Note: OEMs have three model years to equalize their deficits through the accrual of vehicle values. If they fail to adhere to the ACC II percentage targets, OEMs will invoke a civil penalty resulting in a fine.
How does ACC II benefit communities?
ACC II benefits Californian communities by reducing emissions from light-duty vehicles by 50 percent by 2040. This reduction in emissions will result in improved air quality and health — the American Lung Association estimates that from 2020 to 2050, a zero-emissions transportation sector would help avoid 110,000 premature deaths, 2.78 million asthma attacks, and 13.4 million lost workdays.
ACC II is a powerful market signal providing clear indication that governments are committed to scaling EV adoption. OEMs who comply with the rule early stand to gain additional vehicle values above required compliance; they will be able to sell these values for additional revenue or roll them over for compliance in later years.
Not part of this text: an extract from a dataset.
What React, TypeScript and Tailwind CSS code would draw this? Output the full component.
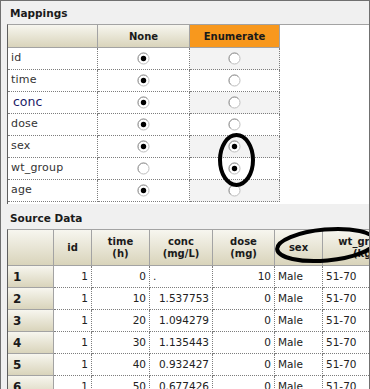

While ACC II’s focus is on passenger vehicles, the standards will also impact vehicle owners, utilities, and charging infrastructure providers. Vehicle owners will be able to save money thanks to EVs’ lower cost of ownership and take advantage of tax credits (like those provided in the Inflation Reduction Act) and other legislation. Utilities will benefit because increased EV sales will drive charging demand, and charging infrastructure providers will gain new business opportunities to meet this charging demand.